The statement also presents a practical problem: what if any existing stablecoins actually meet the stated criteria and fall within the US SEC staff’s definition of “Covered Stablecoin”? It is hard to even understand what staff’s criteria are because the statement is written as though issuers have redemption obligations directly to retail coin holders when in general, they do not. For example, staff claims that issuers stabilize the price because they “mint and redeem ‘Covered Stablecoins’ on a one-for-one basis with USD at any time and in unlimited quantities.” But staff fails to explain if or how that occurs in the typical case of a USD-stablecoin that is purchased and redeemed by retail holders only through intermediaries. To the extent distribution and redemption affect the retail market price, it is the intermediaries, not the issuers, whose actions matter. What are the practices and obligations of those intermediaries? Is that information disclosed to the retail public? US SEC staff gives us no idea.

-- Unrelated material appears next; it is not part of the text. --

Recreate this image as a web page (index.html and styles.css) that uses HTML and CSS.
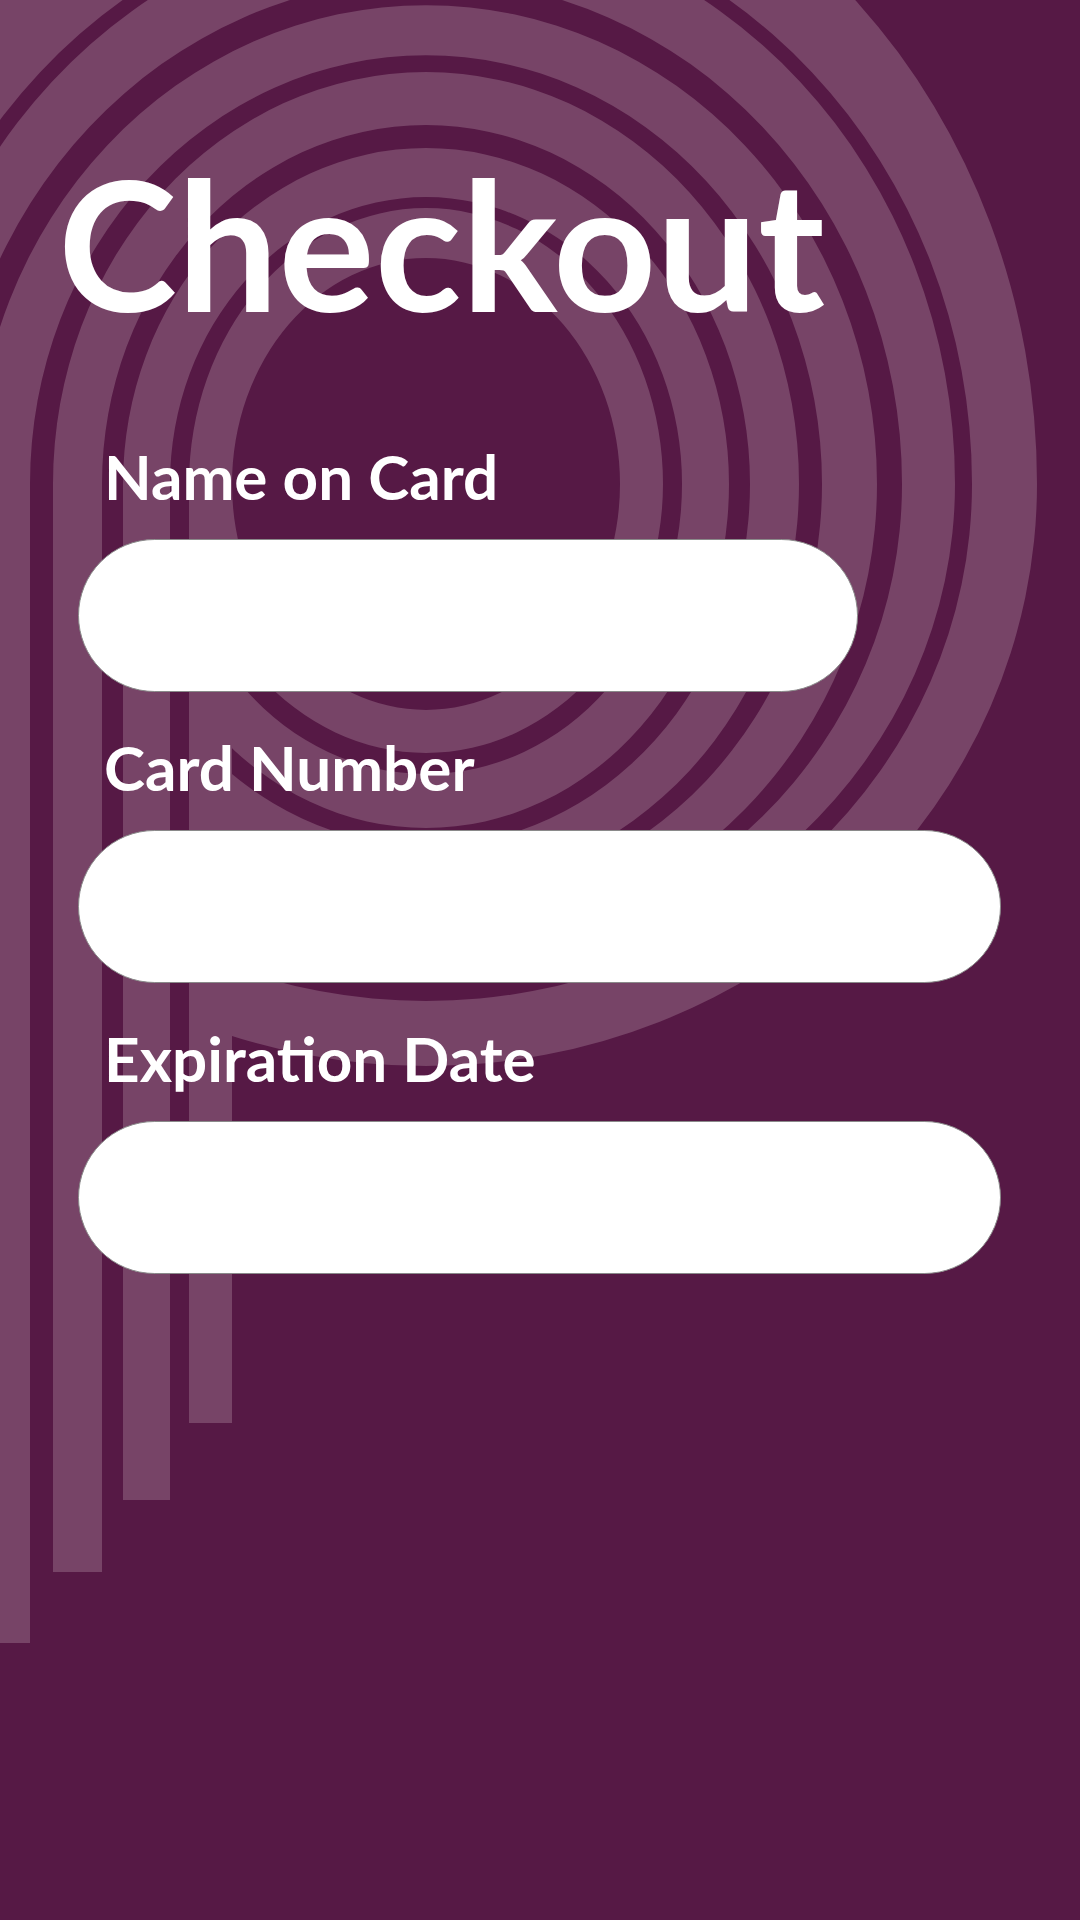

These legal and factual flaws in the US SEC staff’s statement do a real disservice to USD-stablecoin holders, and, given the central role of stablecoins in the crypto markets, to crypto investors more generally. They feed a dangerous industry narrative about the supposed stability and safety of these products. This is perhaps best highlighted by the staff’s choice to parrot a highly misleading marketing term, “digital dollar,” to describe USD-stablecoins. Make no mistake: there is nothing equivalent about the United States dollar and unregulated, privately-issued crypto assets that are opaque (clearly even to the staff), uncollateralized, uninsured, and laden with risk at every step of their multi-layer distribution chain. They are risky business.